Intuyo que habrá millones de españoles que querrán pegar un zapatazo encima de la mesa, sin reparar en el riesgo de que se haga añicos la vajilla de la abuela, y pudiera ser que se quiera aprovechar la ocasión de que hay municipales en mayo para mostrar ese desagrado, como ya ocurriera en las Europeas. Eso nos lleva a otro panorama incierto, y no tanto porque pudieran cambiar los gobiernos municipales, que eso es intrínseco al sistema democrático, sino porque la proliferación de fuerzas haga los ayuntamientos ingobernables. Y la ingobernabilidad muchas veces es también sinónimo de corrupción y casi siempre de tiempo perdido, el que desperdician los políticos en tener que hablar de lo suyo a cada momento como si ni fuera bastante con atender a la gestión del día a día. Extrañó a alguno la sinceridad del alcalde Antonio Román, en su balace de fin de año, al reconocer que la mayoría absoluta del PP está en el aire (y eso que podrían perder hasta tres concejales, y no bajarían de 13, el número mágico en el Ayuntamiento de Guadalajara) y pronosticar que si las elecciones se celebraran hoy, 5 o 6 fuerzas tendrían opción de entrar en el Ayuntamiento. Pero es que la volatilidad en la opinión pública española se asemeja a la Bolsa griega. Están pasando tantas cosas, que una semana haces una encuesta en Guadalajara y al PP le da mayoría absoluta con 14 concejales y quince días después te quedas en 12. Y de las autonómicas, que para el PP van a estar especialmente difíciles en la zona del Corrredor, vamos a ver si García Page no tiene razón y la clave de la mayoría de Cospedal vuelve a estar en Guadalajara, pero ahora en sentido contrario.

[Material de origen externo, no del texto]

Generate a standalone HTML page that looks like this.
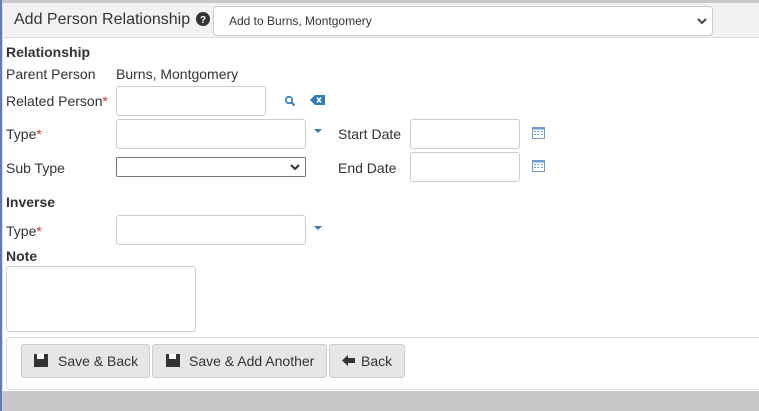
<!DOCTYPE html>
<html><head><style>
*{box-sizing:border-box}
body{margin:0;width:759px;height:411px;background:#c8c8c8;font-family:"Liberation Sans",sans-serif;font-size:14px;color:#333;position:relative;overflow:hidden}
.panel{position:absolute;left:2px;top:3px;width:757px;height:388px;background:#fff;border-left:1px solid #ddd}
.leftbar{position:absolute;left:0;top:0;width:2px;height:411px;background:#5b7fb5}
.hdr{position:absolute;left:0;top:0;width:757px;height:35px;background:#f2f2f2;border-bottom:1px solid #ddd}
.t{position:absolute;white-space:nowrap}
.inp{position:absolute;border:1px solid #ccc;border-radius:3px;background:#fff}
.req{color:#c0392b}
b{font-weight:bold}
.btn{position:absolute;top:344px;height:34px;background:#e6e6e6;border:1px solid #ccc;border-radius:3px;font-size:14px;padding:0;line-height:33px}
</style></head><body>
<div class="leftbar"></div>
<div class="panel">
<div class="hdr">
<div class="t" style="left:11px;top:8px;font-size:16px;color:#333">Add Person Relationship</div>
<svg style="position:absolute;left:193px;top:9px" width="14" height="14" viewBox="0 0 14 14"><circle cx="7" cy="7" r="7" fill="#333"/><text x="7" y="11" font-size="10" font-weight="bold" fill="#fff" text-anchor="middle" font-family="Liberation Sans">?</text></svg>
<div class="inp" style="left:210px;top:3px;width:500px;height:30px;border-radius:4px"></div>
<div class="t" style="left:226px;top:11px;font-size:12px">Add to Burns, Montgomery</div>
<svg style="position:absolute;left:694px;top:15px" width="10" height="7" viewBox="0 0 10 7"><path d="M1 1L5 5L9 1" stroke="#444" stroke-width="2" fill="none"/></svg>
</div>
</div>
<div class="t" style="left:6px;top:44px"><b>Relationship</b></div>
<div class="t" style="left:6px;top:66px">Parent Person</div>
<div class="t" style="left:116px;top:66px">Burns, Montgomery</div>
<div class="t" style="left:6px;top:93px">Related Person<span class="req">*</span></div>
<div class="inp" style="left:116px;top:86px;width:150px;height:30px"></div>
<svg style="position:absolute;left:284px;top:95px" width="12" height="12" viewBox="0 0 12 12"><circle cx="5" cy="5" r="3.3" stroke="#337ab7" stroke-width="1.6" fill="none"/><path d="M7.5 7.5L10.5 10.5" stroke="#337ab7" stroke-width="2"/></svg>
<svg style="position:absolute;left:310px;top:95px" width="15" height="10" viewBox="0 0 15 10"><path d="M0 5L5 0H15V10H5Z" fill="#337ab7"/><path d="M7 2.5L11 7.5M11 2.5L7 7.5" stroke="#fff" stroke-width="1.5"/></svg>
<div class="t" style="left:6px;top:126px">Type<span class="req">*</span></div>
<div class="inp" style="left:116px;top:119px;width:190px;height:30px"></div>
<svg style="position:absolute;left:314px;top:129px" width="8" height="5"><path d="M0 0H8L4 4Z" fill="#337ab7"/></svg>
<div class="t" style="left:338px;top:126px">Start Date</div>
<div class="inp" style="left:410px;top:119px;width:110px;height:30px"></div>
<svg style="position:absolute;left:532px;top:126px" width="13" height="13" viewBox="0 0 13 13"><rect x="0.5" y="1.5" width="12" height="11" fill="none" stroke="#6d9bd0"/><rect x="0.5" y="1.5" width="12" height="2" fill="#6d9bd0"/><g fill="#6d9bd0"><rect x="2" y="5" width="2" height="1"/><rect x="5.5" y="5" width="2" height="1"/><rect x="9" y="5" width="2" height="1"/><rect x="2" y="8" width="2" height="1"/><rect x="5.5" y="8" width="2" height="1"/><rect x="9" y="8" width="2" height="1"/></g></svg>
<div class="t" style="left:6px;top:160px">Sub Type</div>
<div class="inp" style="left:116px;top:157px;width:190px;height:20px;border-color:#767676;border-radius:2px"></div>
<svg style="position:absolute;left:290px;top:164px" width="10" height="7" viewBox="0 0 10 7"><path d="M1 1L5 5L9 1" stroke="#333" stroke-width="2" fill="none"/></svg>
<div class="t" style="left:338px;top:160px">End Date</div>
<div class="inp" style="left:410px;top:152px;width:110px;height:30px"></div>
<svg style="position:absolute;left:532px;top:159px" width="13" height="13" viewBox="0 0 13 13"><rect x="0.5" y="1.5" width="12" height="11" fill="none" stroke="#6d9bd0"/><rect x="0.5" y="1.5" width="12" height="2" fill="#6d9bd0"/><g fill="#6d9bd0"><rect x="2" y="5" width="2" height="1"/><rect x="5.5" y="5" width="2" height="1"/><rect x="9" y="5" width="2" height="1"/><rect x="2" y="8" width="2" height="1"/><rect x="5.5" y="8" width="2" height="1"/><rect x="9" y="8" width="2" height="1"/></g></svg>
<div class="t" style="left:6px;top:194px"><b>Inverse</b></div>
<div class="t" style="left:6px;top:223px">Type<span class="req">*</span></div>
<div class="inp" style="left:116px;top:215px;width:190px;height:30px"></div>
<svg style="position:absolute;left:314px;top:226px" width="8" height="5"><path d="M0 0H8L4 4Z" fill="#337ab7"/></svg>
<div class="t" style="left:6px;top:248px"><b>Note</b></div>
<div class="inp" style="left:6px;top:266px;width:190px;height:66px"></div>
<div style="position:absolute;left:6px;top:337px;width:760px;height:53px;border:1px solid #ddd;border-radius:4px;background:#fff"></div>
<div class="btn" style="left:21px;width:129px"><span style="position:absolute;left:12px;top:9px;width:14px;height:13px;background:#333"></span><span style="position:absolute;left:15px;top:9px;width:7px;height:5px;background:#fff"></span><span class="t" style="left:36px;top:0">Save &amp; Back</span></div>
<div class="btn" style="left:152px;width:175px"><span style="position:absolute;left:13px;top:9px;width:14px;height:13px;background:#333"></span><span style="position:absolute;left:16px;top:9px;width:7px;height:5px;background:#fff"></span><span class="t" style="left:36px;top:0">Save &amp; Add Another</span></div>
<div class="btn" style="left:329px;width:76px"><svg style="position:absolute;left:12px;top:10px" width="13" height="11" viewBox="0 0 13 11"><path d="M0 5.5L6 0V3H13V8H6V11Z" fill="#333"/></svg><span class="t" style="left:31px;top:0">Back</span></div>
</body></html>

Yo ya tengo escrito que los cambios en esta comunidad empiezan primero por Guadalajara, por su vinculación a Madrid, y aquí puede pasar cualquier cosa. Por eso Román, que es el político más conocido, se vende caro en las conversaciones que iniciará en los próximos días con su partido.
Atención a este mes porque hay muchas cosas por cerrar. En el PP, en el PSOE menos, y no digamos a su izquierda más izquierda con Ganemos, Podemos y una IU que lucha por sobrevivir, curiosamente después de una legislatura en la que ha tenido un mayor protagonismo en la oposición de lo que cabe a un grupo con un solo concejal por el concienzudo trabajo de su portavoz, José Luis Maximiliano. Pero así están las cosas. Hoy, la experiencia dejó de ser un grado, y al paso que llevamos y por la simpleza de algunos argumentos acabaremos transcribiendo un pleno del ayuntamiento en un tuit.
Esto es lo que hay. Mañana, Dios sabrá. Feliz año.